Alchimist DSP Software Overview

Alchimist provides tuning software for both Windows PC and Android devices, giving you flexibility to tune in the shop or in the field. The software connects to the DSP via USB cable or Bluetooth wireless link. Key features include a graphical parametric EQ editor with drag-and-drop band adjustment, a crossover designer with visual output overlays, automatic time alignment calculation based on entered distances, real-time input and output level meters for monitoring signal health, and preset management for saving and loading tuning configurations.

The software interface is designed for both beginners and professionals, with quick-start modes for simple setups and advanced modes that expose every parameter for competition-level tuning.

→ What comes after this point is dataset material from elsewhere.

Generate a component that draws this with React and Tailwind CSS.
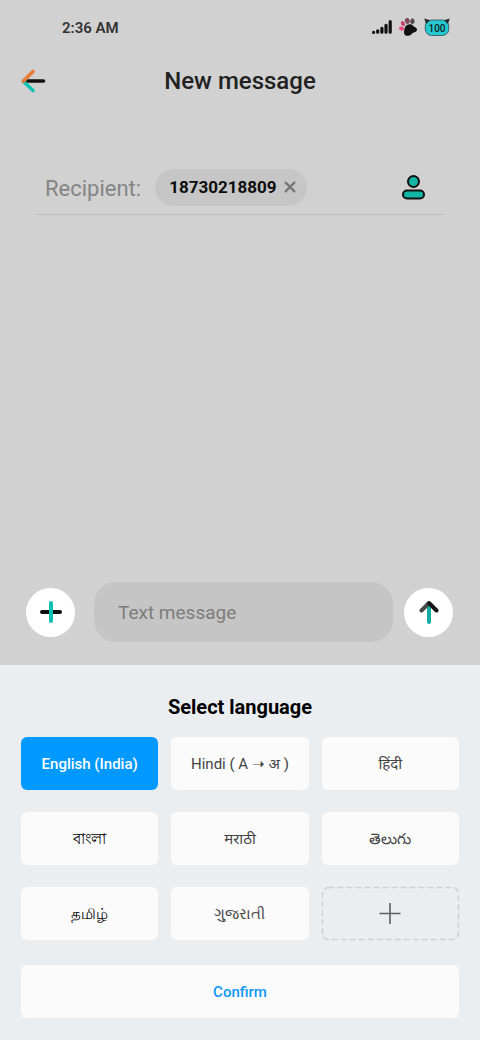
import { useState } from "react";
import { X } from "lucide-react";

const languages = [
  { id: "en", label: "English (India)" },
  { id: "hi-latn", label: "Hindi ( A ➝ अ )" },
  { id: "hi", label: "हिंदी" },
  { id: "bn", label: "বাংলা" },
  { id: "mr", label: "मराठी" },
  { id: "te", label: "తెలుగు" },
  { id: "ta", label: "தமிழ்" },
  { id: "gu", label: "ગુજરાતી" },
];

// Bengali and Tamil glyphs are thin, so they get a darker colour
const thinScripts = ["bn", "ta"];

function SignalIcon() {
  return (
    <svg width="20" height="14" viewBox="0 0 20 14" fill="none" stroke="#111" strokeWidth="3.2" strokeLinecap="round">
      <path d="M1.6 12.3v.1M5.7 10.8v1.4M9.9 8.3v3.9M14 5.3v6.9M18.2 1.7v10.5" />
    </svg>
  );
}

function PawIcon() {
  return (
    <svg width="18" height="18" viewBox="0 0 18 18">
      <ellipse cx="2.6" cy="10.6" rx="2.6" ry="2" fill="#ea4a7d" transform="rotate(15 2.6 10.6)" />
      <ellipse cx="3.9" cy="5.6" rx="1.9" ry="2.6" fill="#c8426f" transform="rotate(-35 3.9 5.6)" />
      <ellipse cx="8.3" cy="2.9" rx="2" ry="2.8" fill="#8f4660" stroke="#4a2a36" strokeWidth="0.5" transform="rotate(-12 8.3 2.9)" />
      <ellipse cx="13.4" cy="3.2" rx="1.8" ry="2.5" fill="#5c4a52" stroke="#33242b" strokeWidth="0.5" />
      <path
        d="M8 7C10 5.900 13.200 6 14.300 8c.7 1.200 3.600 1.200 3.700 3.500.1 2.200-2 2.700-3.300 3-1.400.3-2.600 3-5.400 3.300-2.900.3-4.500-1.500-4.300-4.100.1-1.400.4-1.800.6-3C5.800 9.200 6.600 7.700 8 7z"
        fill="#111"
      />
    </svg>
  );
}

function BatteryIcon() {
  return (
    <svg width="26" height="18" viewBox="0 0 26 18" role="img" aria-label="Battery 100%">
      <rect x="1.2" y="2" width="23.6" height="15.5" rx="6.5" fill="#25c9cf" stroke="#2b4a4c" strokeWidth="0.8" />
      <path d="M.3.500l5.700 1.700-4 3.800zM25.700.500l-5.700 1.700 4 3.800z" fill="#1c2a2b" />
      <text x="13" y="13.500" textAnchor="middle" fontSize="10" fontWeight="500" fill="#122">100</text>
    </svg>
  );
}

function BackIcon() {
  return (
    <svg width="26" height="24" viewBox="0 0 26 24" fill="none" strokeWidth="3.6" strokeLinecap="round">
      <path d="M4 12h19.500" stroke="#111" />
      <path d="M3.500 12.500l9.500 9" stroke="#10c2b2" />
      <path d="M3.500 12l9.500-9.500" stroke="#e87a35" />
    </svg>
  );
}

function ContactIcon() {
  return (
    <svg width="24" height="26" viewBox="0 0 24 26" fill="#12b5a6" stroke="#111" strokeWidth="2">
      <circle cx="12.500" cy="7.500" r="5.500" />
      <rect x="2" y="16.500" width="21" height="8" rx="4" />
    </svg>
  );
}

function AttachIcon() {
  return (
    <svg width="24" height="24" viewBox="0 0 24 24" fill="none" strokeWidth="4" strokeLinecap="round">
      <path d="M3 12h18" stroke="#111" />
      <path d="M12 3v18" stroke="#10c2b2" />
    </svg>
  );
}

function SendIcon() {
  return (
    <svg width="20" height="24" viewBox="0 0 20 24" fill="none" strokeWidth="4" strokeLinecap="round">
      <path d="M10 4v18" stroke="#12ada0" />
      <path d="M9.500 3.500l-7 7" stroke="#4a4a4a" />
      <path d="M10 3l7.500 7.500" stroke="#161616" />
    </svg>
  );
}

export default function App() {
  const [selected, setSelected] = useState("en");
  const [recipients, setRecipients] = useState(["18730218809"]);
  const [message, setMessage] = useState("");

  const removeRecipient = (number) => {
    setRecipients(recipients.filter((r) => r !== number));
  };

  const tileColors = (id) => {
    if (selected === id) return "bg-[#0099ff] text-white font-medium";
    if (thinScripts.includes(id)) return "bg-[#fbfbfb] text-black";
    return "bg-[#fbfbfb] text-[#444]";
  };

  return (
    <div className="min-h-screen flex flex-col bg-[#d1d1d1] font-[Roboto,'Noto_Sans',sans-serif] text-[#222]">
      {/* Status bar */}
      <div className="h-14 pl-[62px] pr-[30px] flex items-center justify-between">
        <span className="text-[15px] font-semibold text-[#333]">2:36 AM</span>
        <div className="flex items-center gap-[7px] pb-[2px]">
          <SignalIcon />
          <PawIcon />
          <BatteryIcon />
        </div>
      </div>

      {/* Header */}
      <header className="h-[50px] px-5 grid grid-cols-[32px_1fr_32px] items-center">
        <button type="button" aria-label="Back">
          <BackIcon />
        </button>
        <h1 className="text-2xl font-medium text-center">New message</h1>
      </header>

      {/* Recipient */}
      <div className="mx-[35px] mt-[54px] h-[55px] flex items-center border-b border-[#bcbcbc] pl-[10px] pr-5">
        <span className="pt-[2px] text-[22px] text-[#858585]">Recipient:</span>
        <div className="flex flex-1 ml-[14px]">
          {recipients.map((number) => (
            <div key={number} className="h-[37px] pl-[14px] pr-[10px] rounded-full bg-[#c6c6c6] flex items-center gap-[7px]">
              <span className="pt-[2px] text-[17px] font-bold text-[#0d0d0d]">{number}</span>
              <button type="button" aria-label={`Remove ${number}`} onClick={() => removeRecipient(number)}>
                <X className="w-[14px] h-[14px] text-[#777] scale-125" strokeWidth={3} />
              </button>
            </div>
          ))}
        </div>
        <button type="button" aria-label="Choose contact">
          <ContactIcon />
        </button>
      </div>

      <div className="flex-1" />

      {/* Composer */}
      <div className="pl-[26px] pr-[27px] pt-5 pb-[23px] flex items-center">
        <button type="button" aria-label="Add attachment" className="w-[49px] h-[49px] shrink-0 rounded-full bg-white flex items-center justify-center">
          <AttachIcon />
        </button>
        <input
          type="text"
          aria-label="Text message"
          placeholder="Text message"
          value={message}
          onChange={(e) => setMessage(e.target.value)}
          className="flex-1 min-w-0 h-[60px] ml-[19px] mr-[11px] px-6 rounded-[22px] bg-[#c5c5c5] text-[19px] placeholder:text-[#7c7c7c] outline-none"
        />
        <button type="button" aria-label="Send" className="w-[49px] h-[49px] shrink-0 rounded-full bg-white flex items-center justify-center">
          <SendIcon />
        </button>
      </div>

      {/* Language picker */}
      <section className="bg-[#eaeef1] px-[21px] pt-[30px] pb-[22px]">
        <h2 className="text-[20px] leading-6 font-bold text-black text-center">Select language</h2>
        <div className="mt-[18px] grid grid-cols-3 gap-x-[13px] gap-y-[22px]">
          {languages.map((lang) => (
            <button
              key={lang.id}
              type="button"
              aria-pressed={selected === lang.id}
              onClick={() => setSelected(lang.id)}
              className={`h-[53px] pt-[2px] rounded-md text-[15px] ${tileColors(lang.id)}`}
            >
              {lang.label}
            </button>
          ))}
          <button type="button" aria-label="Add language" className="h-[53px] flex items-center justify-center relative">
            <svg className="absolute inset-0 w-full h-full overflow-visible" fill="none">
              <rect x="0.500" y="0.500" width="99%" height="52" rx="6" stroke="#cfd2d5" strokeWidth="1.500" strokeDasharray="6 3" />
            </svg>
            <svg width="22" height="22" viewBox="0 0 22 22" stroke="#5c5f62" strokeWidth="1.600">
              <path d="M.5 10.500h21M11 0v21" />
            </svg>
          </button>
        </div>
        <button type="button" className="mt-[25px] w-full h-[53px] pt-[2px] rounded-md bg-[#fbfbfb] text-[15px] font-medium text-[#0f97f8]">
          Confirm
        </button>
      </section>
    </div>
  );
}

For detailed documentation, visit our technical documents library.

Final Thoughts

DSP tuning is what separates a collection of car audio components from a coherent, high-fidelity music system. The process requires patience, measurement tools, and critical listening skills, but the reward is a listening experience that can rival dedicated home audio systems. Take the time to tune your system properly, and your Alchimist DSP processor will deliver performance that exceeds your expectations. Start with the basics outlined in this guide, refine over time, and never stop listening critically.